San Antonio, officially the Municipality of San Antonio, is a 1st class municipality in the province of Nueva Ecija, Philippines. According to the 2015 census, it has a population of 77,836 people.[3]


The present name of the town was given in 1843 in honor of the patron saint, San Antonio Abad, by Father Leocadio Luis, the first priest of the town. Before its organization and recognition as a town by means of a decree promulgated during the Spanish regime, this was a barangay of Gapan and was known as Barrio Delinquente.

San Antonio was previously called as the barrio of Delinquente as old residents claimed that the name Delinquente originated by the sinking of a Casco (big boat / banca ) fully loaded with palay in Pampanga River.

It was partitioned from the town of Gapan in 1843 by the order of Governor General Marcelino Oraa, along with the town of San Isidro.
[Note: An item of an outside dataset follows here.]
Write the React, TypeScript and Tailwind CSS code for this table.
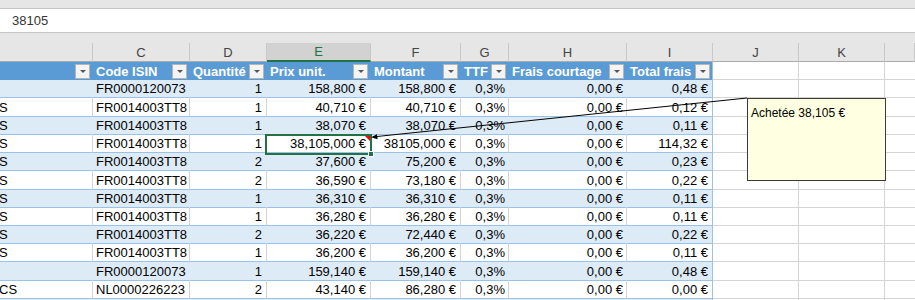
import React from "react";

type Row = { b: string; c: string; d: string; e: string; f: string; i: string; h: string };

const rows: Row[] = [
  { b: "", c: "FR0000120073", d: "1", e: "158,800 €", f: "158,800 €", i: "0,48 €", h: "h-[18px]" },
  { b: "S", c: "FR0014003TT8", d: "1", e: "40,710 €", f: "40,710 €", i: "0,12 €", h: "h-[19px]" },
  { b: "S", c: "FR0014003TT8", d: "1", e: "38,070 €", f: "38,070 €", i: "0,11 €", h: "h-[18px]" },
  { b: "S", c: "FR0014003TT8", d: "1", e: "38,105,000 €", f: "38105,000 €", i: "114,32 €", h: "h-[18px]" },
  { b: "S", c: "FR0014003TT8", d: "2", e: "37,600 €", f: "75,200 €", i: "0,23 €", h: "h-[18px]" },
  { b: "S", c: "FR0014003TT8", d: "2", e: "36,590 €", f: "73,180 €", i: "0,22 €", h: "h-[19px]" },
  { b: "S", c: "FR0014003TT8", d: "1", e: "36,310 €", f: "36,310 €", i: "0,11 €", h: "h-[18px]" },
  { b: "S", c: "FR0014003TT8", d: "1", e: "36,280 €", f: "36,280 €", i: "0,11 €", h: "h-[18px]" },
  { b: "S", c: "FR0014003TT8", d: "2", e: "36,220 €", f: "72,440 €", i: "0,22 €", h: "h-[18px]" },
  { b: "S", c: "FR0014003TT8", d: "1", e: "36,200 €", f: "36,200 €", i: "0,11 €", h: "h-[18px]" },
  { b: "", c: "FR0000120073", d: "1", e: "159,140 €", f: "159,140 €", i: "0,48 €", h: "h-[19px]" },
  { b: "CS", c: "NL0000226223", d: "2", e: "43,140 €", f: "86,280 €", i: "0,00 €", h: "h-[18px]" },
  { b: "", c: "", d: "", e: "", f: "", i: "", h: "h-[18px]" },
];

const GRID = "grid grid-cols-[93px_97px_77px_104px_90px_48px_118px_86px_86px_86px_1fr]";

function Filter() {
  return (
    <div className="shrink-0 mr-[2px] w-[15px] h-[15px] bg-[#f4f4f4] border border-[#b4b4b4] flex items-center justify-center">
      <div className="w-0 h-0 border-l-[3px] border-r-[3px] border-t-[3px] border-l-transparent border-r-transparent border-t-[#555555]" />
    </div>
  );
}

function HeadCell({ label, last }: { label: string; last?: boolean }) {
  return (
    <div
      className={
        "h-full flex items-center bg-[#5b9bd5] " +
        (last ? "border-r border-r-[#9bc2e6]" : "border-r border-r-[#5b9bd5]")
      }
    >
      <div className="flex-1 overflow-hidden whitespace-nowrap pl-[3px] text-white font-bold text-[13px] leading-[15px] pt-[1px]">
        {label}
      </div>
      <Filter />
    </div>
  );
}

function ColHead({ label, selected }: { label: string; selected?: boolean }) {
  return (
    <div
      className={
        "h-full flex items-center justify-center text-[13px] leading-[15px] border-r border-r-[#c8c8c8] " +
        (selected
          ? "bg-[#d2d2d2] text-[#217346] border-b-2 border-b-[#217346]"
          : "bg-[#e6e6e6] text-[#444444] border-b border-b-[#ababab]")
      }
    >
      {label}
    </div>
  );
}

function Cell({
  text,
  blue,
  align,
  last,
  extra,
}: {
  text: string;
  blue: boolean;
  align: "l" | "r";
  last?: boolean;
  extra?: string;
}) {
  const bg = blue ? "bg-[#ddebf7]" : "bg-white";
  const br = last ? "border-r-[#9bc2e6]" : blue ? "border-r-[#ddebf7]" : "border-r-[#d4d4d4]";
  const al = align === "r" ? "justify-end pr-[4px]" : "justify-start pl-[3px]";
  return (
    <div
      className={`h-full flex items-end overflow-hidden whitespace-nowrap border-r border-b border-b-[#9bc2e6] ${bg} ${br} ${al} ${extra ?? ""}`}
    >
      <span className="text-[13px] leading-[15px] pb-[1px] text-black">{text}</span>
    </div>
  );
}

function Blank() {
  return <div className="h-full bg-white border-r border-b border-r-[#d4d4d4] border-b-[#d4d4d4]" />;
}

export default function App() {
  return (
    <div className="relative w-[915px] h-[300px] overflow-hidden bg-white font-['Liberation_Sans',Arial,sans-serif]">
      {/* formula bar */}
      <div className="h-[43px] bg-[#e6e6e6] pt-[8px]">
        <div className="h-[25px] bg-white border-y border-[#c6c6c6] flex items-center pl-[12px] text-[13px] text-[#333333]">
          38105
        </div>
      </div>

      {/* column letters */}
      <div className={`${GRID} h-[19px]`}>
        <ColHead label="" />
        <ColHead label="C" />
        <ColHead label="D" />
        <ColHead label="E" selected />
        <ColHead label="F" />
        <ColHead label="G" />
        <ColHead label="H" />
        <ColHead label="I" />
        <ColHead label="J" />
        <ColHead label="K" />
        <ColHead label="" />
      </div>

      {/* table header */}
      <div className={`${GRID} h-[18px]`}>
        <HeadCell label="" />
        <HeadCell label="Code ISIN" />
        <HeadCell label="Quantité" />
        <HeadCell label="Prix unit." />
        <HeadCell label="Montant" />
        <HeadCell label="TTF" />
        <HeadCell label="Frais courtage" />
        <HeadCell label="Total frais" last />
        <div className="h-full bg-white border-r border-b border-r-[#d4d4d4] border-b-[#d4d4d4]" />
        <div className="h-full bg-white border-r border-b border-r-[#d4d4d4] border-b-[#d4d4d4]" />
        <div className="h-full bg-white border-b border-b-[#d4d4d4]" />
      </div>

      {/* rows */}
      {rows.map((r, idx) => {
        const blue = idx % 2 === 0;
        const filled = r.c !== "";
        return (
          <div key={idx} className={`${GRID} ${r.h}`}>
            <div
              className={`h-full flex items-end overflow-hidden whitespace-nowrap border-r border-b border-b-[#9bc2e6] ${
                blue ? "bg-[#ddebf7] border-r-[#ddebf7]" : "bg-white border-r-[#d4d4d4]"
              }`}
            >
              <span className="text-[13px] leading-[15px] pb-[1px] text-black ml-[-1px]">{r.b}</span>
            </div>
            <Cell text={r.c} blue={blue} align="l" />
            <Cell text={r.d} blue={blue} align="r" />
            <Cell text={r.e} blue={blue} align="r" />
            <Cell text={r.f} blue={blue} align="r" />
            <Cell text={filled ? "0,3%" : ""} blue={blue} align="r" extra="!pr-[3px]" />
            <Cell text={filled ? "0,00 €" : ""} blue={blue} align="r" extra="!pr-[3px]" />
            <Cell text={r.i} blue={blue} align="r" last />
            <Blank />
            <Blank />
            <div className="h-full bg-white border-b border-b-[#d4d4d4]" />
          </div>
        );
      })}

      {/* active cell E4 */}
      <div className="absolute left-[265px] top-[134px] w-[107px] h-[21px] border-2 border-[#217346]" />
      <div className="absolute left-[368px] top-[151px] w-[6px] h-[6px] bg-[#217346] border border-white" />
      {/* comment indicator */}
      <div className="absolute left-[365px] top-[136px] w-0 h-0 border-t-[5px] border-l-[5px] border-t-[#ff0000] border-l-transparent" />

      {/* comment arrow */}
      <svg className="absolute left-0 top-0" width="915" height="300" viewBox="0 0 915 300">
        <line x1="376" y1="136.6" x2="747" y2="98" stroke="#000" strokeWidth="1" />
        <polygon points="371,137.2 377,134.2 377.6,139.2" fill="#000" />
      </svg>

      {/* comment box */}
      <div className="absolute left-[747px] top-[98px] w-[139px] h-[83px] bg-[#ffffe1] border border-[#3a3a3a] pl-[3px] pt-[1px]">
        <span className="text-[12px] leading-[14px] text-black">Achetée 38,105 €</span>
      </div>
    </div>
  );
}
The movement of the separation of Barrio Delinquente from the town of Gapan, and its organization as an independent municipality. was ignited in 1839.The petition of the residents of Barrio Delinquente was finally approved in November 1842 but the definite separation from the town of Gapan took place in 1843.
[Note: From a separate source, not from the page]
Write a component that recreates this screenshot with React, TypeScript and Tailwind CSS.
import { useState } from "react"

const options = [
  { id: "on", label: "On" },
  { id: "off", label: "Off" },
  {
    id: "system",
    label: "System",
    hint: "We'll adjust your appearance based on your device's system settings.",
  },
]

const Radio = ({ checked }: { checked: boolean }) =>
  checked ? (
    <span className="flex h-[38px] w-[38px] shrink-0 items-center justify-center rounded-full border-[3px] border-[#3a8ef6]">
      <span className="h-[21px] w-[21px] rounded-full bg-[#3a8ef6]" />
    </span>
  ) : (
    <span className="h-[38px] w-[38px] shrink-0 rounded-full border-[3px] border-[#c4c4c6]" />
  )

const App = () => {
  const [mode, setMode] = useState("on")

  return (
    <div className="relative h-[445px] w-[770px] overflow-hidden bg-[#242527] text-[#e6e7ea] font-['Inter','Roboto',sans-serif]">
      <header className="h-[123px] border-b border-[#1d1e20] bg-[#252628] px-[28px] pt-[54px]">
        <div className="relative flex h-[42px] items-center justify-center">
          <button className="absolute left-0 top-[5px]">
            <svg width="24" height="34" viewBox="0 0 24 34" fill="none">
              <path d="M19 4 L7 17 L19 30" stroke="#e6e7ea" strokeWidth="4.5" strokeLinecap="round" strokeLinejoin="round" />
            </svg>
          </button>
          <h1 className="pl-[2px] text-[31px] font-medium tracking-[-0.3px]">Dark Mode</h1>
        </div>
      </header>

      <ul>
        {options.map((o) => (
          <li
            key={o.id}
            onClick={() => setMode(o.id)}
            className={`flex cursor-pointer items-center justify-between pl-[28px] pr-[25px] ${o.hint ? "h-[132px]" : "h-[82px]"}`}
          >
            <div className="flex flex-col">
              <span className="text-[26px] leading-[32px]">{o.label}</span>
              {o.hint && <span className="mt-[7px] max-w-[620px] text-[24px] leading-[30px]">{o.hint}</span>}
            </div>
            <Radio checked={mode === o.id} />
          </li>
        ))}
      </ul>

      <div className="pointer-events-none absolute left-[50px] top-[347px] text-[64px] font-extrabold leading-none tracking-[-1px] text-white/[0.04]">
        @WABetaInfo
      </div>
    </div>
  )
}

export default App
It is bounded by the towns of Jaen to its eastern side, Zaragosa is to the north, Cabiao and San Isidro, and Concepcion in the Province of Tarlac is at its western border. From Manila the popular route going to San Antonio is via the North Luzon Expressway (NLEX), exiting at San Simon and head on to Jose Abad Santos Avenue turning right towards Arayat, Pampanga. Reaching the town of San Isidro, turn left to the road leading to San Antonio. The other route is to exit the NLEX at Santa Rita and traverse the Pan-Philippine Highway across the length of the Province of Bulacan up to Gapan City in Nueva ecija and turning left on the Gapan-Olongapo Road.

Local government[edit]

Municipal elected official (2016–present):

  • Mayor
    • Arvin Salonga
  • Vice Mayore
    • Julie Maxwell
  • Councilors:
    • Renan P. Morales
    • Therese V. Javier
    • Adonis Balagtas
    • Polito Pamintuan
    • Cris Cunanan
    • Carel Galang
    • Raniel Umali
    • Maneng Balcos


San Antonio is divided into 16 barangays.

  • Buliran
  • Cama Juan
  • Julo
  • Lawang Kupang
  • Luyos
  • Maugat
  • Panabingan
  • Papaya
  • Poblacion
  • San Francisco (KC1 or Kaisiwan)
  • San José (Cabungan)
  • San Mariano
  • Santa Barbara
  • Santa Cruz (Parang)
  • Santo Cristo
  • Tikiw


Population census of San Antonio
YearPop.±% p.a.
1903 6,343—    
1918 10,395+3.35%
1939 18,084+2.67%
1948 16,518−1.00%
1960 25,668+3.74%
1970 33,862+2.81%
1975 38,063+2.37%
1980 42,969+2.45%
1990 51,815+1.89%
1995 56,130+1.51%
2000 63,672+2.74%
2007 67,446+0.80%
2010 73,074+2.96%
Source: Philippine Statistics Authority[3][4][5][6]


The people of San Antonio primarily depends on rice farming. The intercropping planting of vegetables, like ampalaya and beans, is common. In the past, watermelons and melons were part of the intercropping.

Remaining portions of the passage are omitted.